Stated task: Locate each line below that includes "React" and reproduce it.

Collected data:
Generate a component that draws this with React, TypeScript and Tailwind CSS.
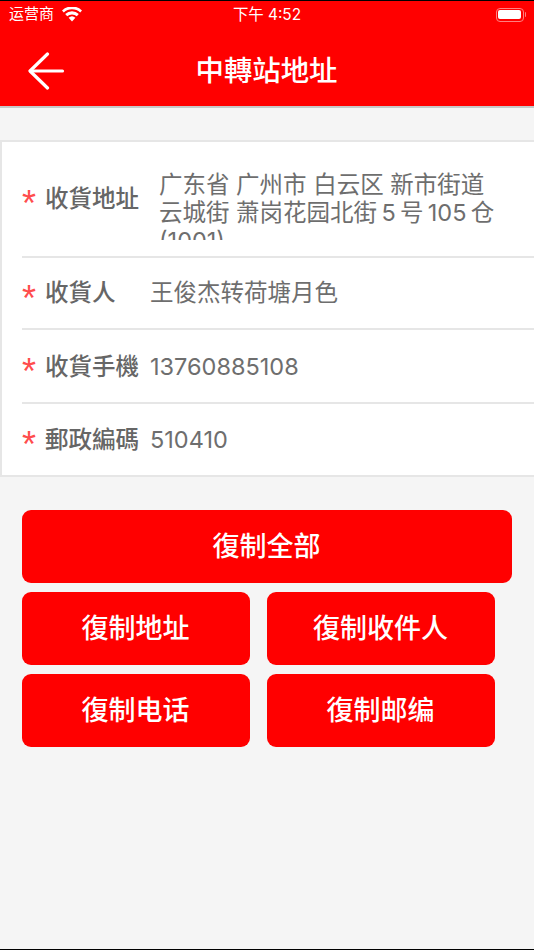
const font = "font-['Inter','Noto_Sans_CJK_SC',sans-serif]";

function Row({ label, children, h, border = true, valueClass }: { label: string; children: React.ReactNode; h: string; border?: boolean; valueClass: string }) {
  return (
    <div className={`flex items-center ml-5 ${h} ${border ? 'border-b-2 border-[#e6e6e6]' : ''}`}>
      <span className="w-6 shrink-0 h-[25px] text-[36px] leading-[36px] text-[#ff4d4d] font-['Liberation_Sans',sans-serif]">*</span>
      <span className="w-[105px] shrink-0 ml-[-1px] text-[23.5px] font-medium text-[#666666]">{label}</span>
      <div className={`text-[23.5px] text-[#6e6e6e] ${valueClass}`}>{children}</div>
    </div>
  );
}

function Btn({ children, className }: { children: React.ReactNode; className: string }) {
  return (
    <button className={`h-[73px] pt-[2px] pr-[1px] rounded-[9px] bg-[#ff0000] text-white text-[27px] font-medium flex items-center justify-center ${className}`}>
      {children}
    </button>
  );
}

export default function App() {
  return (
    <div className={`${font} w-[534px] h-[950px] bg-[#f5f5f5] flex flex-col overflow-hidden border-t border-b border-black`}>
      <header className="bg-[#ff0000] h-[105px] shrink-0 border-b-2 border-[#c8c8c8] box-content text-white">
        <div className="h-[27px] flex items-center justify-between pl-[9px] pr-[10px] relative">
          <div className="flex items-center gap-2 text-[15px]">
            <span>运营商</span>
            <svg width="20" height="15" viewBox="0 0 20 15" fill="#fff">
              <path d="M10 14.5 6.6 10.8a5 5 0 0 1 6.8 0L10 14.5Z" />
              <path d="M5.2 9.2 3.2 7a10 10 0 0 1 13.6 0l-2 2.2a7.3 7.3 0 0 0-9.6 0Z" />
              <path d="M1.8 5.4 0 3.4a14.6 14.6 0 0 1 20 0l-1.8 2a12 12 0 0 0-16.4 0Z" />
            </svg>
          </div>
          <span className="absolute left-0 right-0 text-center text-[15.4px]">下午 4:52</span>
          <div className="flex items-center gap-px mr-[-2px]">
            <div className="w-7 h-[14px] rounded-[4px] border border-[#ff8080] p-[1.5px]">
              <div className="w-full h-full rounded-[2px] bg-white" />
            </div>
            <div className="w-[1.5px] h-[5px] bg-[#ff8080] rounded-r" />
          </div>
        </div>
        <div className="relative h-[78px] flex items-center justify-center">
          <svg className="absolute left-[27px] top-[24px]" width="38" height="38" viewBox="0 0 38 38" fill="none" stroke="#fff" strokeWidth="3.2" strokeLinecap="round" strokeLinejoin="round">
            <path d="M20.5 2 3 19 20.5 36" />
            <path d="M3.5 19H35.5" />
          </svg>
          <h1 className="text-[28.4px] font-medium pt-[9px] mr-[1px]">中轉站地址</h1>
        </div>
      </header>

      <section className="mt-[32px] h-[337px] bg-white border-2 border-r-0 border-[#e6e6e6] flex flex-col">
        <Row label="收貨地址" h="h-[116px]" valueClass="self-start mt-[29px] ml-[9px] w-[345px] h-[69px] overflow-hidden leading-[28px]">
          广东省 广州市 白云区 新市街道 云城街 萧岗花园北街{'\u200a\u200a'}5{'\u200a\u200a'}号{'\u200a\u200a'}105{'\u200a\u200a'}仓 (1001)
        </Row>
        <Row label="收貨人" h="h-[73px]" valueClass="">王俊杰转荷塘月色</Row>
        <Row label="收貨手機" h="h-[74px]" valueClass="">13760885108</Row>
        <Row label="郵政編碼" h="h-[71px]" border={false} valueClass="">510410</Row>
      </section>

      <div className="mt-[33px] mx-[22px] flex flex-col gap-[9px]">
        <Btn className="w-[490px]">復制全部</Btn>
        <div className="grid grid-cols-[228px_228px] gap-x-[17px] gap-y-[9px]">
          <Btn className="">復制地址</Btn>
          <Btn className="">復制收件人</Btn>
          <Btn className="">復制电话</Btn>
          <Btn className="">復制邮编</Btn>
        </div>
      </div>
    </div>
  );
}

Completed exercise:
Generate a component that draws this with React, TypeScript and Tailwind CSS.
function Row({ label, children, h, border = true, valueClass }: { label: string; children: React.ReactNode; h: string; border?: boolean; valueClass: string }) {
function Btn({ children, className }: { children: React.ReactNode; className: string }) {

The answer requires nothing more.